Harden finished second in the NBA in scoring last year with 29.1 points a game and also was the runner-up in MVP voting to Russell Westbrook in a season where the Rockets were eliminated by the Spurs in the Western Conference semifinals. He knows his numbers could drop playing with another scorer like Paul but also believes his presence improves the team overall.
"He's one of the best we've ever seen at facilitating," Harden said. "And his attention to detail while he's playing is something I haven't seen or something I haven't played with ... he can make me better."
Paul, who has been criticized for failing to get the Clippers out of the second round of the playoffs in his time there, is very clear about his motivation for joining this team. Chasing a title is all that matters to him at this point in his career.
"It means everything," he said. "If I was fine with anything else I probably would have just stayed where I was."
Some things to know about the Rockets as they prepare for the season:
CAPELA'S NEXT STEP
Center Clint Capela had a career-high 12.6 points and 5.4 rebounds last season in his first year as a starter after Dwight Howard left. But he averaged just under 24 minutes a game as he worked on his strength and conditioning. The Rockets hope the fourth-year player can give them about 30 minutes a night as he continues to develop.
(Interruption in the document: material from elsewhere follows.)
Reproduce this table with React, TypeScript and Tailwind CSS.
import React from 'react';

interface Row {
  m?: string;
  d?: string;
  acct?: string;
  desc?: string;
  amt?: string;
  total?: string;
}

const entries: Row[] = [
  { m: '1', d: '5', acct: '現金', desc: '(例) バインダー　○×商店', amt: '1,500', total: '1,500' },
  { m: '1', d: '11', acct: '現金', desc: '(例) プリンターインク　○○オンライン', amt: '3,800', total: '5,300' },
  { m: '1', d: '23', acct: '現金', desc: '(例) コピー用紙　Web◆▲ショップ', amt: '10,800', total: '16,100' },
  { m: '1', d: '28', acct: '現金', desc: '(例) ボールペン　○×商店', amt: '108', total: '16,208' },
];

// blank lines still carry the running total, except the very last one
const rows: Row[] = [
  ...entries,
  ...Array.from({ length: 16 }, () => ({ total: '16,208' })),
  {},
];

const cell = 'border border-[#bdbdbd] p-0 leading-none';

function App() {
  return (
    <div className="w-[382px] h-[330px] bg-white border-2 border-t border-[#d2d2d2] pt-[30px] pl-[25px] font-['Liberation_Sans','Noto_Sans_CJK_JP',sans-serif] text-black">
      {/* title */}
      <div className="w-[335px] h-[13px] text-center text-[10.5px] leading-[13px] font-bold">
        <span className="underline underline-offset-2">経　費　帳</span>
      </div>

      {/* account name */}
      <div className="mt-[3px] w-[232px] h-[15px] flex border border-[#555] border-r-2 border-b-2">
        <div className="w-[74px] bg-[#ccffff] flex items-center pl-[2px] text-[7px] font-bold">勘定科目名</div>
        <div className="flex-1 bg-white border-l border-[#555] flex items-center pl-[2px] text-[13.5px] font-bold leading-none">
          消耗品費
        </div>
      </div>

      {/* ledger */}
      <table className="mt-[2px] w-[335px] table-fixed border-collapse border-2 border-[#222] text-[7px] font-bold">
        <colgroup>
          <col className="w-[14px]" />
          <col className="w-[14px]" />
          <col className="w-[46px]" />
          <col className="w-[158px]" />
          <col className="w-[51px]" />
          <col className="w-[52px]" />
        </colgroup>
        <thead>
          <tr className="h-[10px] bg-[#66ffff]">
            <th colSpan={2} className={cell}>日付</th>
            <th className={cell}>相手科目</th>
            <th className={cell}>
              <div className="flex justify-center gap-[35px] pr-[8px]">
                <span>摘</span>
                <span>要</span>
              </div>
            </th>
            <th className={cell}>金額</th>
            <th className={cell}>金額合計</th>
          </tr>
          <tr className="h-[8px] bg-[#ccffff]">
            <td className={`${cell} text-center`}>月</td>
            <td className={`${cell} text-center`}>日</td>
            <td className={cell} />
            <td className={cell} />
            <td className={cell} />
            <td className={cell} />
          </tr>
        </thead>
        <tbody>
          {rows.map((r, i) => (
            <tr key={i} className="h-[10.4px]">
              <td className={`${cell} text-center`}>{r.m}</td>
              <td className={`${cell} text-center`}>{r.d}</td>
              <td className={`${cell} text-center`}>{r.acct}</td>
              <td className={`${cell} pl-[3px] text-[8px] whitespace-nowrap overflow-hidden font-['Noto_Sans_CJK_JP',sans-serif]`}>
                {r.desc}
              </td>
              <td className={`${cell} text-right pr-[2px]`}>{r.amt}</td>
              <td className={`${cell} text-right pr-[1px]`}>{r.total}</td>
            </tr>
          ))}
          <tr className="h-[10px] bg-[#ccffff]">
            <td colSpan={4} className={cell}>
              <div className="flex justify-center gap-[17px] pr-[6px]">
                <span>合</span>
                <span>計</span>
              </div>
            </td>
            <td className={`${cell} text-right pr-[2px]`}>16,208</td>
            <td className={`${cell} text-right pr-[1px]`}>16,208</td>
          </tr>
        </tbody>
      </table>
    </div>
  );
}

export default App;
"His next step is that," D'Antoni said. "I think he will. It's a matter of getting older, stronger, getting into a man's body."
Though Houston lost defensive specialist Patrick Beverley in the trade for Paul, D'Antoni believes the defense will be better this season thanks to the addition of Paul, P.J. Tucker and Luc Mbah a Moute. The Rockets had one of the league's most potent offenses last season, but their defense wasn't nearly as good.
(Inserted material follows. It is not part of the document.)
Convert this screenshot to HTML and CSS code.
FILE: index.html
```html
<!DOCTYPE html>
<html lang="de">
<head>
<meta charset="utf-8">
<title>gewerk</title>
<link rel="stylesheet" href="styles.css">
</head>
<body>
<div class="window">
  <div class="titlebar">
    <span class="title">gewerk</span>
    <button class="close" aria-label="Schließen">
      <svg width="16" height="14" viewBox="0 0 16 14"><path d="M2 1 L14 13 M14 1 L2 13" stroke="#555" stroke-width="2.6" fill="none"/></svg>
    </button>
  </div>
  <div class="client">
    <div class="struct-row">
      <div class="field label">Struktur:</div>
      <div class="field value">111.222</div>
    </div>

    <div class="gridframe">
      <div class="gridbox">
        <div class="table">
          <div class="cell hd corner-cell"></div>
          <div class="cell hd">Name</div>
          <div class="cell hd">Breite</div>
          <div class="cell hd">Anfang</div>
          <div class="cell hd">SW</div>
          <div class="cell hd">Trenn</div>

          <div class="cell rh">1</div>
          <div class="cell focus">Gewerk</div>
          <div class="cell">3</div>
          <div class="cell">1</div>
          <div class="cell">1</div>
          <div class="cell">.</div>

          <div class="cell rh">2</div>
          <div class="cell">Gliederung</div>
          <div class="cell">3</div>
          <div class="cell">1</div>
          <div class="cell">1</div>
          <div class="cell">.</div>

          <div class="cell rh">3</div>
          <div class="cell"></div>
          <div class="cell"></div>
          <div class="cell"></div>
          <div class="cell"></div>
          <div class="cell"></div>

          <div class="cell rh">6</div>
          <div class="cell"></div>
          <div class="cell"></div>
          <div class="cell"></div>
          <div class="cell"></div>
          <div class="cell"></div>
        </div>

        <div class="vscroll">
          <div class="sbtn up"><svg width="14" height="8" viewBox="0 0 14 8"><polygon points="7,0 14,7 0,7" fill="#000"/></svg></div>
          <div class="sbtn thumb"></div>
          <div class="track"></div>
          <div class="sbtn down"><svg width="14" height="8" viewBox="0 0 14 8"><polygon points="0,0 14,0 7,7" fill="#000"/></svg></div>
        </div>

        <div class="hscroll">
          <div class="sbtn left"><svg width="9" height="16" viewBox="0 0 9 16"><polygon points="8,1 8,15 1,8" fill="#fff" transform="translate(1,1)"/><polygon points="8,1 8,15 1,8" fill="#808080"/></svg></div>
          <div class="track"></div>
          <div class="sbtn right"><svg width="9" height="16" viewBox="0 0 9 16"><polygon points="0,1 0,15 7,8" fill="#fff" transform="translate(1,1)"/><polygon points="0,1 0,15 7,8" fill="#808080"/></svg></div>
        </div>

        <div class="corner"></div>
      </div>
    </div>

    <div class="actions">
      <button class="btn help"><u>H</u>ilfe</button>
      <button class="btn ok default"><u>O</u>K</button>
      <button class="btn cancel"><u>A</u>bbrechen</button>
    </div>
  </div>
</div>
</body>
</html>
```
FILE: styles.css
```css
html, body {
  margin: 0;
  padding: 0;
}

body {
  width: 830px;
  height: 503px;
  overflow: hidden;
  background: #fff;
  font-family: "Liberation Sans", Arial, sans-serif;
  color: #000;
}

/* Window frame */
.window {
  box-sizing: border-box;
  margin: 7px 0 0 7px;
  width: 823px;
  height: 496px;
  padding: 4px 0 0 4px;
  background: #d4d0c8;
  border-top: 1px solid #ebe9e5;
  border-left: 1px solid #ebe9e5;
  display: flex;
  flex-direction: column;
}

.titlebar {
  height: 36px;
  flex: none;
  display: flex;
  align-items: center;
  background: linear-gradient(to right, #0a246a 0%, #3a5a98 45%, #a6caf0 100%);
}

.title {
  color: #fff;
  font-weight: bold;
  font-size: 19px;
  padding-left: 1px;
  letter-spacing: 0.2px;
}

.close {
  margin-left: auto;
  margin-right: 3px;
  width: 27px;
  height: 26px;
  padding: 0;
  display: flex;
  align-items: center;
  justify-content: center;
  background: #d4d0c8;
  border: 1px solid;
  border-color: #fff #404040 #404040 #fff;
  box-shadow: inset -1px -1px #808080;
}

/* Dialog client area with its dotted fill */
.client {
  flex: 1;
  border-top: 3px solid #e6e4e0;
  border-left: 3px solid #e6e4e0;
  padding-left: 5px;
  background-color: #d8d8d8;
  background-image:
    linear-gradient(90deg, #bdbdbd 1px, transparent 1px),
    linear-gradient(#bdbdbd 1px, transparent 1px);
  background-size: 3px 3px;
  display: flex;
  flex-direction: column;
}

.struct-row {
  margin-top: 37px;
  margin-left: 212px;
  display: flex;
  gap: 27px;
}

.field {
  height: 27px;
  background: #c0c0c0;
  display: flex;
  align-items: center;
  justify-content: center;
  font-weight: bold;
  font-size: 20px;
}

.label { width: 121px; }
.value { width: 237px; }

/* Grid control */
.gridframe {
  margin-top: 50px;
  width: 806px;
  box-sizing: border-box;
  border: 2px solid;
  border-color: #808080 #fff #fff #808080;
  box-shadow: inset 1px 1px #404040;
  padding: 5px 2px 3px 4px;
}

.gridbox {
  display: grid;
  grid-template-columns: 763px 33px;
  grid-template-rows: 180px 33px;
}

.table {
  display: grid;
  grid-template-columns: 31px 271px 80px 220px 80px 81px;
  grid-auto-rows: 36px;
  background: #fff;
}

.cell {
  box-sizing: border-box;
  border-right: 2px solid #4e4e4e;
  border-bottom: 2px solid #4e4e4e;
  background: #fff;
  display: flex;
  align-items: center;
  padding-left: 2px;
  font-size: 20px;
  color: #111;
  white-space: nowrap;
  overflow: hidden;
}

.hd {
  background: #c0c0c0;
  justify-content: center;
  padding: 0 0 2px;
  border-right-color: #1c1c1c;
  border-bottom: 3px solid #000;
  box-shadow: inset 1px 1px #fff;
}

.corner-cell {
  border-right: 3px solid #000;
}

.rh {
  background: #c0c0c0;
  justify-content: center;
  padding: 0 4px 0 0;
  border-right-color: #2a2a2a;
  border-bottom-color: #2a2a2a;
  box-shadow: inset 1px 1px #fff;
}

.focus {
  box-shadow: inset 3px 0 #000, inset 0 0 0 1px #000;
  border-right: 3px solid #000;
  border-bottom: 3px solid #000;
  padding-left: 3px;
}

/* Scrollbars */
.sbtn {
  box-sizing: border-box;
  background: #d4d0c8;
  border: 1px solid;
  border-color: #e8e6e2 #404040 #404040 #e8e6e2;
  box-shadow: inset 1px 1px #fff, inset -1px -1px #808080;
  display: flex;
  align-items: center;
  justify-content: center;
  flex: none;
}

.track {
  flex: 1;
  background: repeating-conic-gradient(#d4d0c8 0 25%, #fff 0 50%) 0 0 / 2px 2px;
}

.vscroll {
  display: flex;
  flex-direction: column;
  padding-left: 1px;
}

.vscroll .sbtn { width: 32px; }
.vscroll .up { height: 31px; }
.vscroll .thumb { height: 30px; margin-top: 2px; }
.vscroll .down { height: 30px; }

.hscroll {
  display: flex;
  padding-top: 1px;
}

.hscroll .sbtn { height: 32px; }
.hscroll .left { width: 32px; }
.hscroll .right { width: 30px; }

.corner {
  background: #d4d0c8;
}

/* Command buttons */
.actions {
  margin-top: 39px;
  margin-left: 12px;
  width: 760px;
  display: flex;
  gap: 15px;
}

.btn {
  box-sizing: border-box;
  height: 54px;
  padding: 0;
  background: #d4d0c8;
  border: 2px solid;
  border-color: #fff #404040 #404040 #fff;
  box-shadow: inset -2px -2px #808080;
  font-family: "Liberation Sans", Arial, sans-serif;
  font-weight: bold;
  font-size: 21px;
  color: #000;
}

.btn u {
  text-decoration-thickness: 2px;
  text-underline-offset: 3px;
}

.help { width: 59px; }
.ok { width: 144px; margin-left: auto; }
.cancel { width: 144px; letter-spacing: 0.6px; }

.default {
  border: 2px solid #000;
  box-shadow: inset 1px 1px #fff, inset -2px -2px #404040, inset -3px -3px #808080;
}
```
"We need to be in the top five defensively," D'Antoni said. "If Golden State's No. 1 offensively and No. 1 or 2 defensively, duh - we've got to be up there or otherwise we're not going to win."
The Rockets have a new owner after billionaire casino and restaurant owner Tilman Fertitta bought the team from Leslie Alexander this offseason. Fertitta paid a NBA-record $2.2 billion to buy the team after losing out to Alexander when he bought it in 1993. The businessman, who owns the Golden Nugget casino and is the star of a reality show called "Billion Dollar Buyer" on CNBC, promised he wouldn't be as out front and hands on as Mavericks' owner Mark Cuban, but he'll certainly be more visible than the 74-year-old Alexander was.